Secretary General of the Rajya Sabha
- In office 1 September 2002 – 14 September 2007
- Preceded by: Ramesh Chandra Tripathi
- Succeeded by: V. K Agnihotri

28th Defence Secretary of India
- In office 20 October 2000 – 30 June 2002
- Preceded by: T. R. Prasad
- Succeeded by: Subir Dutt

32nd Chief Secretary of Uttar Pradesh
- In office 2 April 1998 – 20 October 2000
- Preceded by: Ravindra Shankar Kumar
- Succeeded by: B. N. Tiwari

Water Resources Secretary of India
- In office 1 April 1997 – 1 April 1998

Personal details
- Born: 26 May 1942 (age 84) United Provinces, British India (now Uttar Pradesh, India)
- Occupation: Retired IAS officer
- Awards: Dean Paul H. Appleby Award (2017)

= Yogendra Narain =

Former Chief Secretary of Uttar Pradesh

Yogendra Narain (born 26 June 1942) is a 1965 batch retired Indian Administrative Service (IAS) officer of Uttar Pradesh cadre. He is a former Secretary General of the Rajya Sabha. He also served as the Defence Secretary of India, Chief Secretary of Uttar Pradesh, Surface Transport Secretary of India. He is the current Chancellor of Hemwati Nandan Bahuguna Garhwal University (HNBGU) situated in Pauri Garhwal district of Uttrakhand. From 2007 to 2017, he was serving as Director at Reliance Power and Reliance Infrastructure.

==Education==
Yogendra Narain holds a diploma in Development Economics. He is also a graduate (BSc) in Physical Chemistry and a postgraduate (MA) in Political Science. He also holds MPhil and PhD degrees.

== Career ==
Yogendra Narain served in various key positions for both the Government of India and the Government of Uttar Pradesh, like as the Chief Secretary of Uttar Pradesh, first Chairman of Greater NOIDA, Principal Secretary (Information), Principal Secretary to the Chief Minister of Uttar Pradesh, Principal Secretary to the Governor of Uttar Pradesh, Secretary (Power and Irrigation) and as the District Magistrate and Collector of Lucknow and Muzaffarnagar districts in the Government of Uttar Pradesh, and as the Union Defence Secretary, Union Surface Transport Secretary, first Chairman of National Highways Authority of India and as the Joint Secretary (Ports) in the Ministry of Surface Transport in the Union Government.

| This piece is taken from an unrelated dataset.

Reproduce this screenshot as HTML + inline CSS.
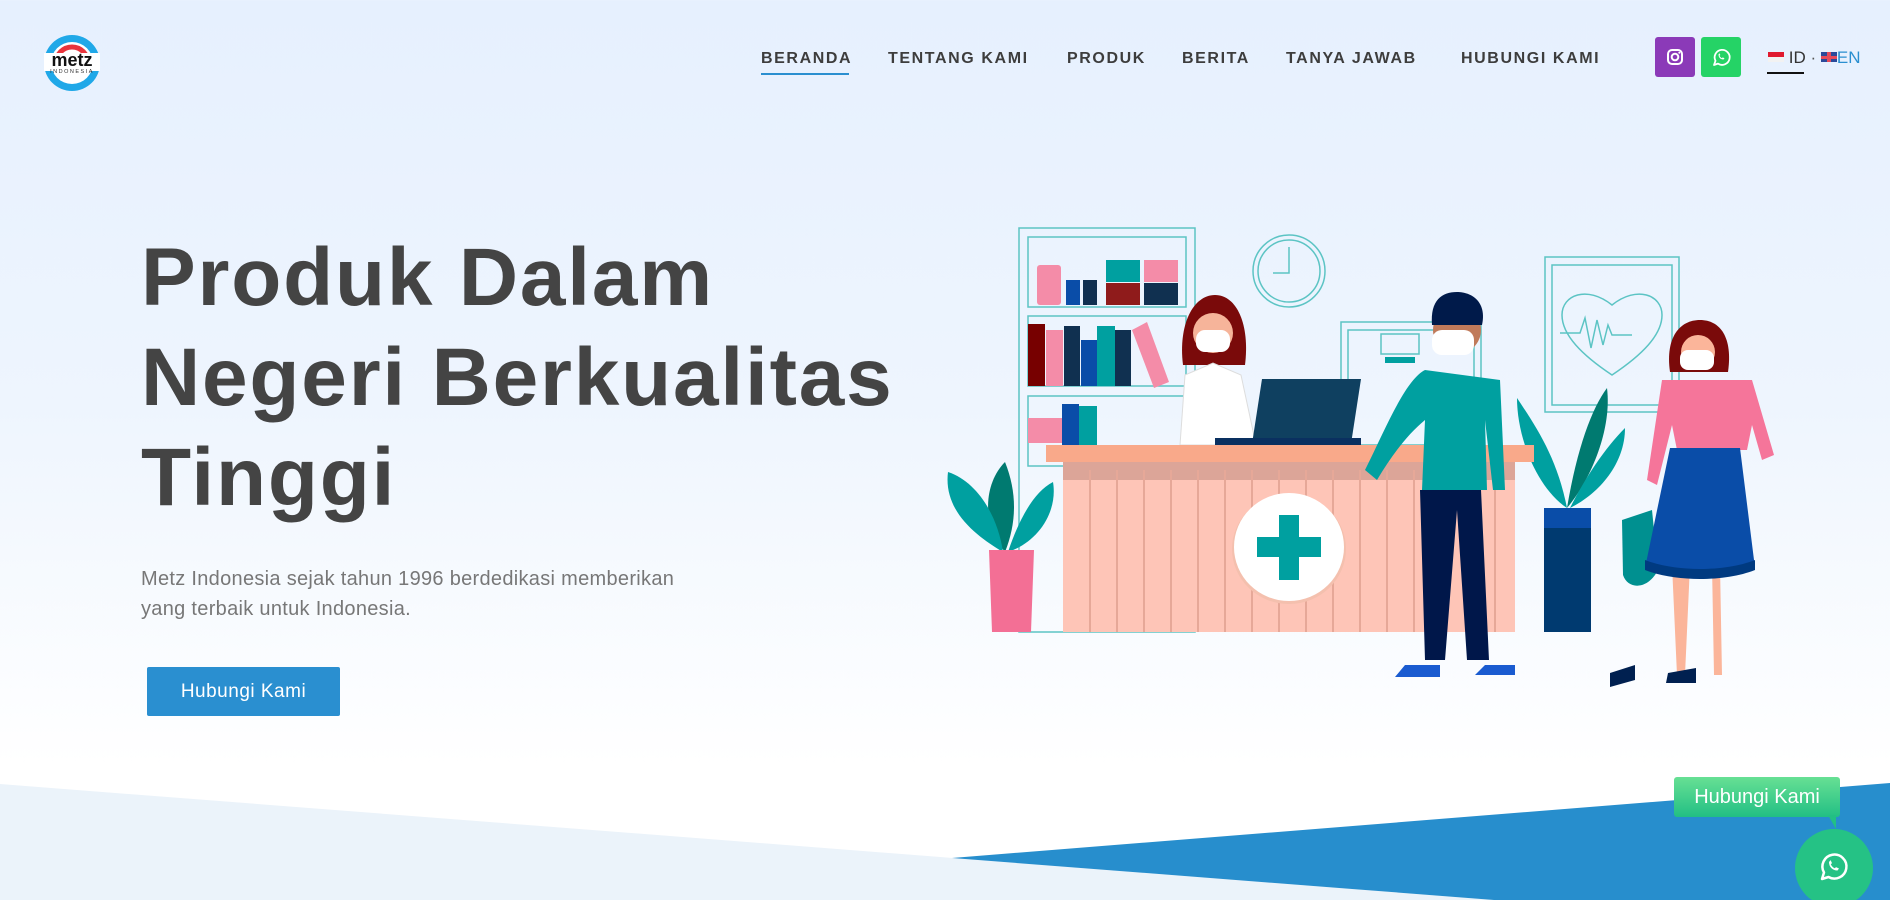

=== Surface Transport Secretary ===
Narain was appointed the Union Surface Transport Secretary by the Appointments Committee of the Cabinet (ACC), he assumed the office on 1 April 1997 and demitted it on 1 April 1998.

=== Chief Secretary of Uttar Pradesh ===
Narain was appointed the Chief Secretary of Uttar Pradesh by the Chief Minister of Uttar Pradesh, he assumed the office on Chief Secretary on 2 April 1998 and demitted it on 20 October 2000, serving as the state's top bureaucrat for more than two years.

=== Defence Secretary ===
Narain was appointed the Union Defence Secretary by the Appointments Committee of the Cabinet, he assumed the office on 20 October 2000 and demitted it on 30 June 2002.

=== Secretary-General of Rajya Sabha ===
Narain was appointed the Secretary General of the Rajya Sabha, the upper house of the Indian Parliament by the Vice President of India and ex-officio Chairman of Rajya Sabha, he assumed the office of 1 September 2002 and demitted it on 14 September 2007.

== Awards ==
- Dean Paul H. Appleby Award – given for distinguished civil service.